Mickey, I thought Obama's speech was trying to be inclusive (of mainstream American political belief) as well. He clearly intends to lead from the center. You were expecting the Communist Manifesto?

  • reply
by Mickey Z. on Wednesday, January 21, 2009 02:43 pm

You're being snide, Levi. He's a garden variety politician and will follow the same blueprints as every other president. I point out the hypocrisy only because his handlers have managed to convince a big chunk of humanity that Obama is somehow different.

  • reply
by Levi Asher on Wednesday, January 21, 2009 02:50 pm

He may turn out to be a garden variety President, Mickey. Time will tell. But isn't garden variety better than a poisonous weed, such as the one who's been oppressing us for the past 8 years?

Speaking of which, didn't you at least appreciate the moment when Obama quoted biblical verse ("time to put away childish things") as a critique of Bush's administration, and Bush had to sit there and take it?

  • reply
by Ben Nardolilli on Wednesday, January 21, 2009 02:51 pm

Personally, I thought The Most Holy Reverend Rick was terrible, not just because of the whole gay marriage thing and "everyone else is going to hell" philosophy/theology/theogony, but he really was a bad speaker, what bumbling plattitudes! If I have to get fire and brimstone and that ole' thyme religion, then let it be from someone like Jonathan Edwards (the 18th century one), God holding us like spiders over a fire, now that's an image!

  • reply
by Mickey Z. on Wednesday, January 21, 2009 03:19 pm

Bush wasn't childish. He was the figurehead of a voracious American Empire. Now, Obama will play that role,

  • reply
by Alessandro Cima on Wednesday, January 21, 2009 03:44 pm

The poem and reading by Alexander were dismal. It's poetry's problem in this age: academic. It's all academic. It's all professors of this or that earning a nice living while meddling with words. Poets don't teach. They destroy.

Alexander was blown cleanly off the podium by Joseph Lowery's benediction. That guy knows how to write and how to read.

  • reply
by Alessandro Cima on Wednesday, January 21, 2009 03:45 pm

The poem and reading by Elizabeth Alexander were dismal. It's poetry's problem in this age: academic. It's all academic. It's all professors of this or that earning a nice living while meddling with words.
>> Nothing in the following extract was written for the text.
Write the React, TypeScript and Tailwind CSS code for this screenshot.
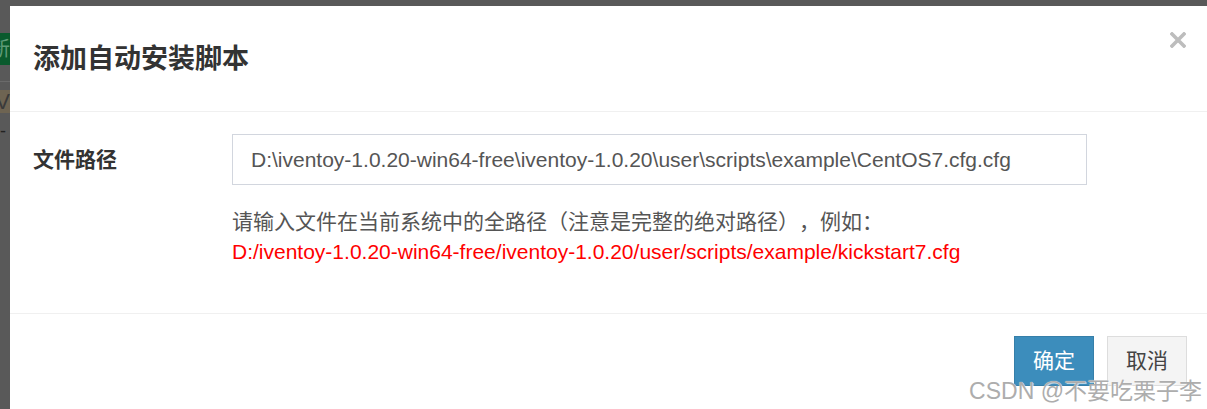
import React from "react";

const FONT = { fontFamily: '"Liberation Sans", "Noto Sans CJK SC", sans-serif' };

export default function App() {
  return (
    <div
      className="relative flex w-[1207px] h-[409px] overflow-hidden bg-[#595959]"
      style={FONT}
    >
      {/* backdrop strip on the left */}
      <div className="flex w-[10px] shrink-0 flex-col">
        <div className="h-[33px]" />
        <div className="flex h-[32px] items-center justify-end overflow-hidden bg-[#0a5a2d] text-[20px] leading-none text-[#5f9c79]">
          新
        </div>
        <div className="h-[16px]" />
        <div className="h-[1px] bg-[#6a6a6a]" />
        <div className="h-[8px]" />
        <div className="flex h-[23px] items-center justify-end overflow-hidden bg-[#6e6452] text-[22px] leading-none text-[#3a3a3a]">
          V
        </div>
        <div className="h-[10px]" />
        <div className="flex h-[16px] items-center overflow-hidden text-[18px] leading-none text-[#222]">
          -
        </div>
      </div>

      {/* modal */}
      <div className="mt-[6px] flex flex-1 flex-col bg-white">
        <div className="flex h-[106px] shrink-0 justify-between border-b border-[#f0f0f0] pl-[23px] pr-[21px]">
          <div className="self-center text-[27px] font-bold leading-[38px] text-[#333]">
            添加自动安装脚本
          </div>
          <svg
            className="mt-[26px]"
            width="16"
            height="16"
            viewBox="0 0 16 16"
          >
            <path
              d="M2 2 L14 14 M14 2 L2 14"
              stroke="#bdbdbd"
              strokeWidth="3.6"
              strokeLinecap="square"
            />
          </svg>
        </div>

        <div className="flex h-[201px] shrink-0 flex-col pl-[23px] pt-[22px]">
          <div className="flex items-center">
            <div className="w-[199px] shrink-0 text-[21px] font-bold leading-[30px] text-[#333]">
              文件路径
            </div>
            <input
              readOnly
              value="D:\iventoy-1.0.20-win64-free\iventoy-1.0.20\user\scripts\example\CentOS7.cfg.cfg"
              className="h-[51px] w-[855px] border border-[#d2d6de] bg-white px-[18px] text-[21px] text-[#555] outline-none"
              style={FONT}
            />
          </div>
          <div className="ml-[199px] mt-[22px] text-[21px] leading-[30px] [text-spacing-trim:space-all]">
            <div className="text-[#555]">
              请输入文件在当前系统中的全路径（注意是完整的绝对路径），例如：
            </div>
            <div className="text-[#ff0000]">
              D:/iventoy-1.0.20-win64-free/iventoy-1.0.20/user/scripts/example/kickstart7.cfg
            </div>
          </div>
        </div>

        <div className="flex flex-1 items-start justify-end gap-[13px] border-t border-[#f0f0f0] pr-[20px] pt-[22px]">
          <button className="h-[50px] w-[80px] border border-[#367fa9] bg-[#3c8dbc] text-[21px] leading-[30px] text-white">
            确定
          </button>
          <button className="h-[50px] w-[80px] border border-[#dddddd] bg-[#f4f4f4] text-[21px] leading-[30px] text-[#444]">
            取消
          </button>
        </div>
      </div>

      {/* CSDN watermark */}
      <div
        className="absolute bottom-[5px] right-[5px] text-[23px] leading-[26px] text-[#adadad]"
        style={{ textShadow: "0 0 1px #ffffff, 1px 1px 0 rgba(255,255,255,0.6)" }}
      >
        CSDN @不要吃栗子李
      </div>
    </div>
  );
}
Poets don't teach. They destroy.

Alexander was blown cleanly off the podium by Joseph Lowery's benediction. That guy knows how to write and how to read.

  • reply
by Duncan Brown on Wednesday, January 21, 2009 03:47 pm

I was impressed by the 'low key' approach. Most of the difficult and unpopular stuff will come first.
The speech was based more on reality, than chimera.
Obama's hardly likely to be Hamlet, for another couple of years.
Dubya was more 'The Scottish Play'
"A tale told by an idiot"
Dick Cheney was the Richelieu figure, in a wheelchair....
"All the worlds a stage..."

  • reply
by Zach on Wednesday, January 21, 2009 10:29 pm

Frost & Poe have been considered by many the greatest American poets. With that being said is it really suprising that the poet & poem chosen for the event was mediocre at best?

  • reply
by Duncan Brown on Thursday, January 22, 2009 12:58 pm

Frost and Poe, I dunno. More likely, Whitman, Emerson and Dickinson.

  • reply
by John Robinson on Thursday, January 22, 2009 06:14 pm

I second that Joseph Lowry had all of the more poetic moments of the day.

  • reply
by stevadore on Thursday, January 22, 2009 06:44 pm

I have to agree with Mickey Z. We are simply witnessing another figurehead as we do every 4 or 8 years, depending who is fixing the elections. The real crooks running the machine here and everywhere else are the bankers - the International Monetary Fund and the US Federal Reserve. Do your research and figure out for yourself what they are up to - some scary shit!

  • reply
by Duncan Brown on Thursday, January 22, 2009 07:56 pm

A new figure. a new head every four years, sounds like Futarama. There's me thinking it was the Simpsons.
Next you;ll be telling us 'they' fixed the wooden horse race.
Homer, what a waste of a classical education.